Lookup Table or Multiple Examples?

I am facing a problem with entity extraction for a entity “Company_Name”.

One variant of example : what are the current assets for Alpha Steels company.

Alpha Steels is a company name. there would be a hundred company names in my list.

shall i add examples for all the companies or lookup would help me out to solve this issue? and Do i need to add any options to the ner_crf pipeline.

I just wanted to know before implementing lookup.

this depends, do you really have a fixed list of possible companies? Or is it any company in the world? If it’s a fixed list, then a lookup table could work. You still need to provide some examples of sentences with these entities in them though. Otherwise without the lookup table you can provide a bunch of training examples and eventually the ner_crf will learn to generalise

Suppose I have fixed list of 1000 companies. Do I have to use each one of them in the training example? If yes, then what purpose really is the lookup table feature serving?

For my use case I have only 1 intent and 18 entities. 12 entities out of all have >500 “fixed” list of values. I have more than 500 patterns of input statement. I am using Chatito to generate the training data and if I use all the values of all the entities, the training set will be humongous and so will the training time. I was really expecting lookup feature would solve this problem but it doesn’t seem to.

Could you please tell if the lookup feature requires something else along with it which I might be missing?

Hi @akelad as @kishanbajaj was asking… do i have to create examples for all the list of companies? If so how the lookup table helps? please answer to the @kishanbajaj question in the comment.

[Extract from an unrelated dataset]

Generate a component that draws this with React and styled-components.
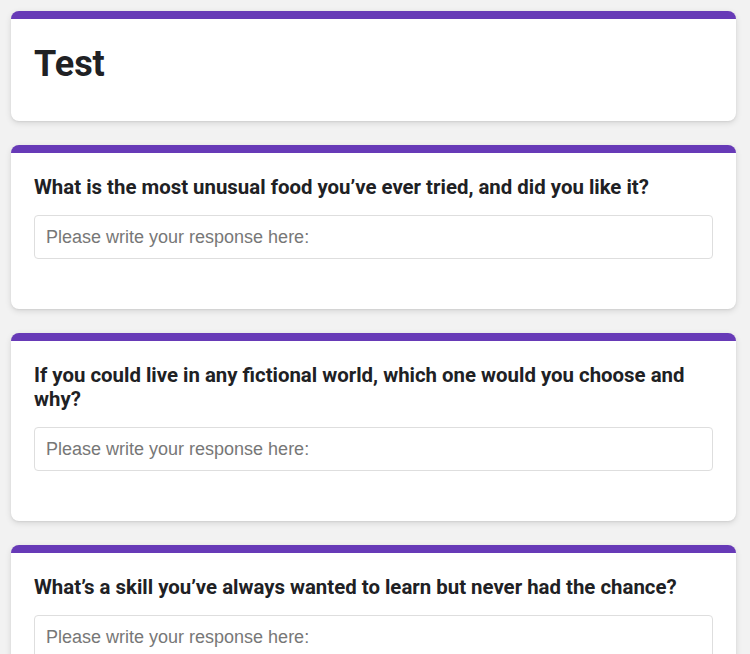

Nope, you don’t have to use each one in your trainin examples, just a few of them. The lookup table will then do that rest. The CRF just needs to learn the pattern of when to extract these entities

Thankyou for the information… :slight_smile:

Could you please elaborate on few? Because it does not seem to work.

I tried with:

100+ patterns, 6 entities and ~100,000 training statements

1 entity had total 5 fixed values and I used 2 in training. Another entity had 9 fixed values and I used 5 in training. For both the entities, RASA could not predict the remaining values which were present along with the trained values in the respective lookup tables.

Has anybody had success with the lookup tables? I would really like to know as it seems one awesome feature but I am having a hard time getting it to give results.

well, 100,000 seems like it’s far too much. your model is probably overfitting to those values now

I’m seeing much the same thing. I have generated about 100 training examples using 5 different values for my entity, then (as a test) I have specified 3 of the 5 and 1 other new value as lookup values. I see matches on the values in the training data, but not for the new value in the lookup list.

what does your pipeline look like?

Thanks for the reply Akela, I have managed to solve this by changing my training data to have a wider selection of entity value examples so there are many fewer duplicates. It was overtraining on the examples I had given, but now picks out place names (in this case) by context rather than by matching to a list. On reflection, I think it makes more sense to work this way and then match them to my list in an action to better handle typos, ambiguities etc

You can try this for names Providing conversation context to the NLU using microervices

Together with a lookup table it worked very well for us in getting first names and last names.

if the company list is not fix then what should i do?